8. L'objectif d'harmonisation et de simplification des charges procédurales pesant sur les parties doit conduire à juger désormais que le délai de trois mois accordé à l'appelant, à peine de caducité, pour adresser au greffe son mémoire d'appel et les documents qu'il entend produire, court à compter de l'expédition de la déclaration d'appel par lettre recommandée avec demande d'avis de réception.

9. Cependant, l'application immédiate de cette règle de procédure dans l'instance en cours aboutirait à priver la société Etablissements Moncassin, qui n'a pu raisonnablement anticiper ce revirement de jurisprudence, d'un procès équitable, au sens de l'article 6, § 1, de la Convention de sauvegarde des droits de l'homme et des libertés fondamentales, en lui interdisant l'accès au juge.

10. Dès lors, il ne peut être fait application de la nouvelle règle de procédure énoncée au paragraphe 8 à l'occasion du présent pourvoi.
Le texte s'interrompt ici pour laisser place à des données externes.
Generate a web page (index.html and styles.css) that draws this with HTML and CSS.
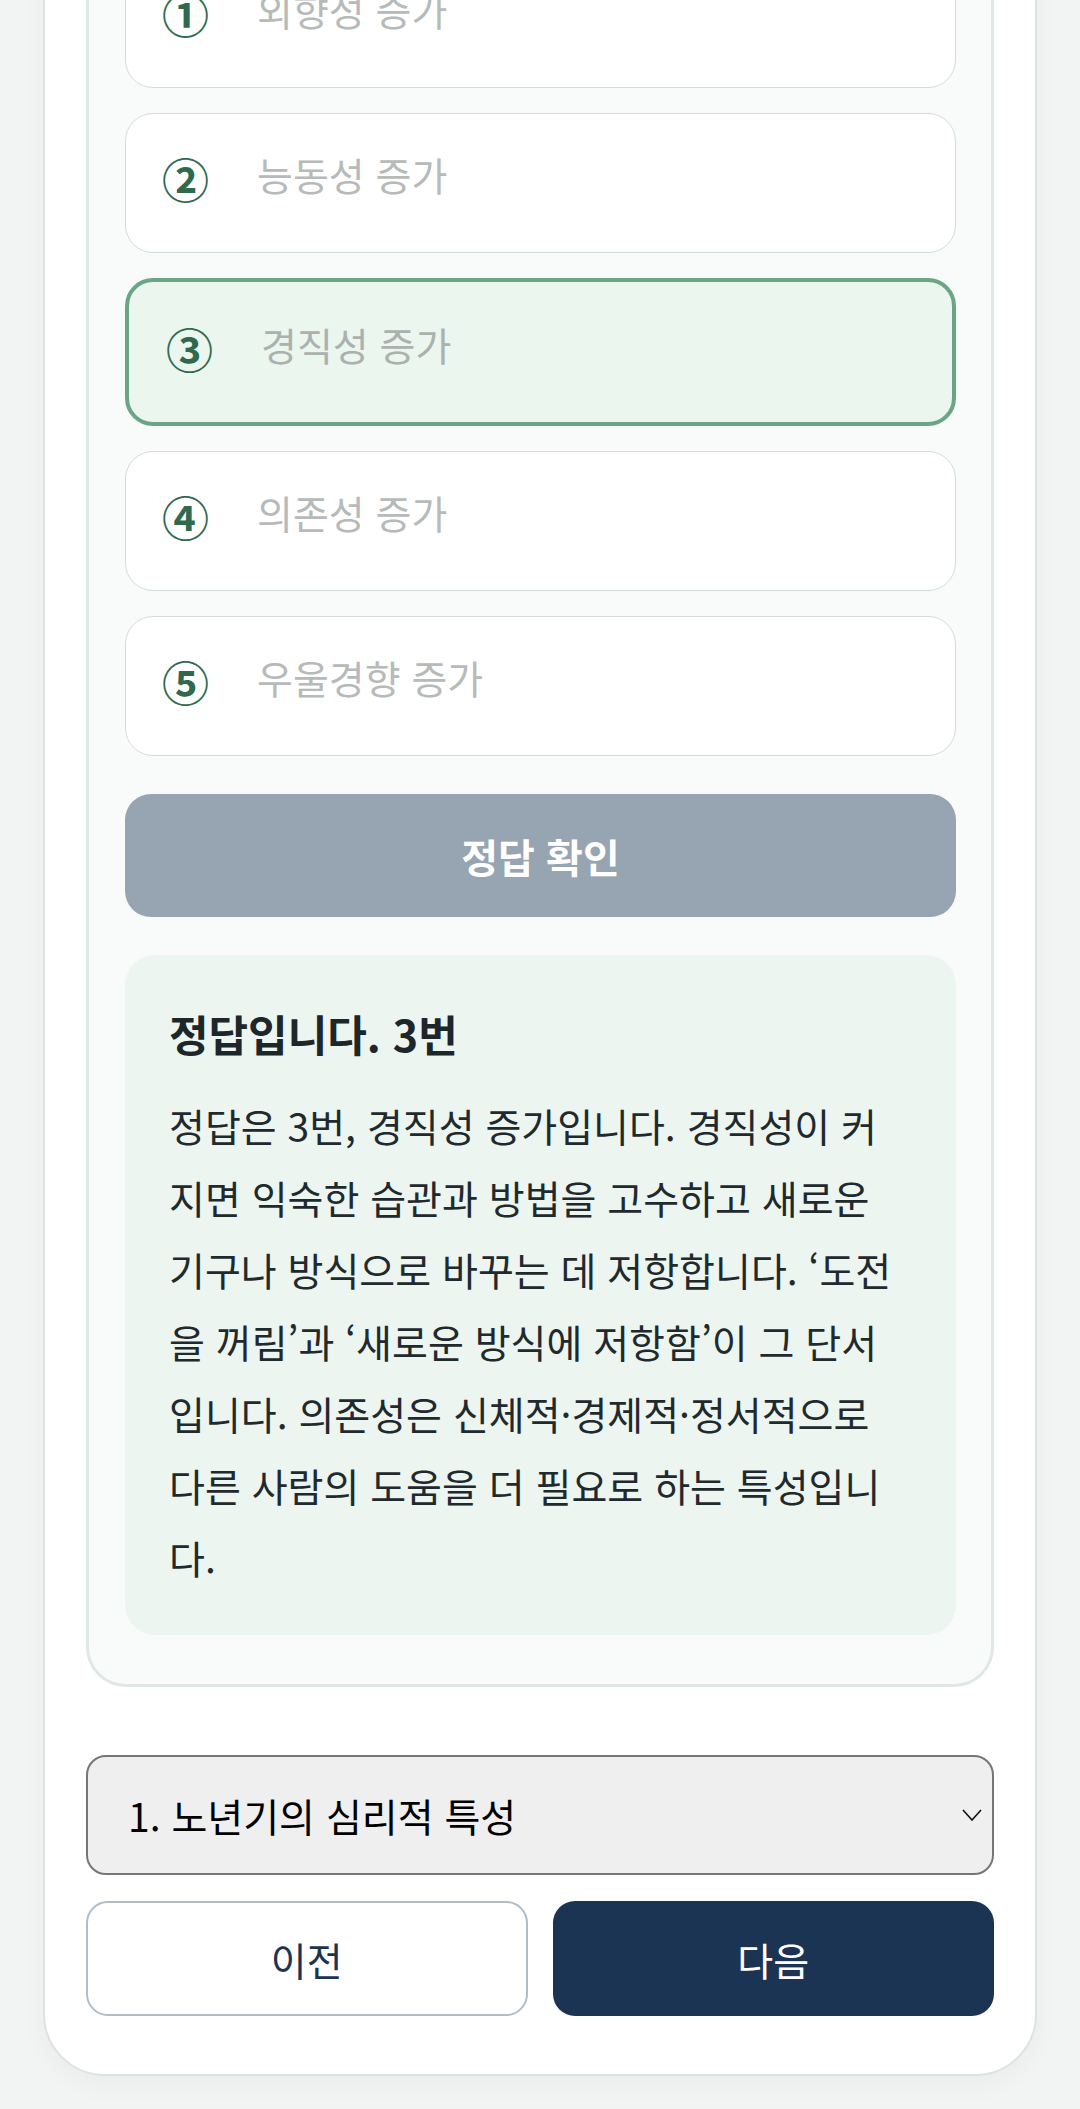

11. En conséquence, en faisant courir le délai de dépôt des conclusions à compter de l'expédition de la déclaration d'appel, la cour d'appel a violé les textes susvisés.

PAR CES MOTIFS, la Cour :

CASSE ET ANNULE, en toutes ses dispositions, l'arrêt rendu le 15 mars 2023, entre les parties, par la cour d'appel de Versailles ;

Remet l'affaire et les parties dans l'état où elles se trouvaient avant cet arrêt et les renvoie devant la cour d'appel de Paris ;

Condamne l'établissement public foncier d'Ile-de-France aux dépens ;

En application de l'article 700 du code de procédure civile, rejette la demande formée par l'établissement public foncier d'Ile-de-France et le condamne à payer à la société Etablissements Moncassin la somme de 3 000 euros ;

Dit que sur les diligences du procureur général près la Cour de cassation, le présent arrêt sera transmis pour être transcrit en marge ou à la suite de l'arrêt cassé ;

Ainsi fait et jugé par la Cour de cassation, troisième chambre civile, et prononcé par le président en son audience publique du quatre juillet deux mille vingt-quatre.